Microsoft’s acquisition enlivens video game industry
Microsoft’s acquisition of video game maker Activision Blizzard has turned a lot of heads.
While Blizzard makes many famous video games – Call of Duty, Overwatch, World of Warcraft – the firm has been declining for years.
Headlines have focussed on sexual harassment within the firm. Yet Blizzard’s problems extend beyond culture. Thanks to what gamers call “profit tunnel vision” and “greed“, the firm has alienated loyal players, killed its standing among gamers, and seen many talented developers resign.
Since 2018, Blizzard has lost over 40% of its active users-with the number of people playing its games falling from 38 million to 24 million as of December 2021. Its core franchises are decaying. World of Warcraft, arguably Blizzard’s most important game, has lost two-thirds of its players the past 10 years. Overwatch has lost almost 80% of its weekly players in the past five years. While Call of Duty is losing market share to Apex Legends, a title from its competitor Electronic Arts.
While Microsoft has a long history of buying video game developers, the acquisition of a declining company has left many wondering what’s going on.
Why did Microsoft buy Blizzard?
Microsoft bought Blizzard because it can help sustain growth in its cloud computing business. Cloud growth has been the central business strategy of chief executive Satya Nadella.
How this worked for Office is well known. These days, Office customers pay an ongoing subscription to use Word, Excel, PowerPoint, etc which are delivered via Microsoft’s cloud. Customers no longer buy them as CDs from their local tech shop every year.
Wall St “loves” the subscription model – where customers rent rather than own software – as it makes revenue more recurring and predictable. It is also good for margins as customers buy directly from Microsoft rather than from shops, which take their own cut.
As with Office, Microsoft hopes to stop gamers buying CDs from shops. Instead, Microsoft wants them to pay an ongoing monthly subscription to Game Pass, which is Microsoft’s cloud gaming service.
Game Pass works like Netflix and Spotify. For a monthly fee, you can play any game from a vast library. With Blizzard, the library will grow – making Game Pass service more attractive. Game Pass currently has 25 million subscribers. This number will increase as Blizzard’s 20 million-plus gamers migrate over.
As Brendan Keogh, a senior lecturer at QUT, pointed out: “With the [acquisition], Microsoft has purchased a city of existing renters in…Call of Duty, Hearthstone and World of Warcraft…That’s tens of millions of players already… including many in the difficult-to-penetrate Chinese market playing Blizzard titles. All of these players can be farmed for more personal data and more rent.”

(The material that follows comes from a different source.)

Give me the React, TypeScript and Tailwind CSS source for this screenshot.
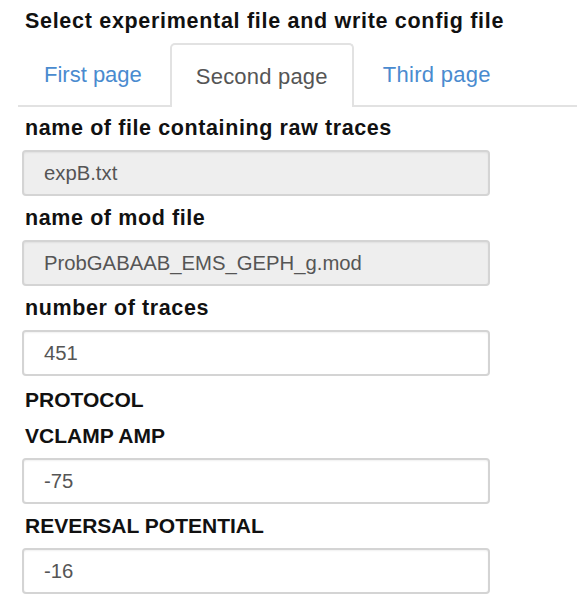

Where this leaves game publishers in an era of the FANGs
The final question is where the buyout leaves the other independent video game developers. Famous independent developers include Electronic Arts, CD Project and Take-Two Entertainment.
Historically, game development has been a very successful business model. Video games are software. And like all other software companies, it comes with unit production costs near zero. This makes margins high.
Yet in today’s market this model seems more challenged, as game developers get squeezed on multiple fronts.
First, their customers – gamers – are becoming more demanding. They are asking for better graphics, more free content, more immersive experiences, more anti-cheating surveillance. This all costs more money.
Second, their workers – devs and animators – have skills that are in ever-greater demand thanks to the tech boom. Many are leaving for the other tech companies, with higher salaries. While others are unionising and pushing for higher salaries directly.
Third, under pressure from Wall St, famous developers – whose share prices help determine the performance of video games indices – are taking fewer creative risks. These days, big developers are opting for franchises and sequels in ever-greater number. Thus, we have seen endless instalments of Call of Duty, Pokémon, Halo and all the rest-yet fewer innovative titles. In this aspect, the fate of video game developers resembles that of Hollywood studios like Disney, which nowadays make sequels and prequels (like Marvel) and write fewer original stories.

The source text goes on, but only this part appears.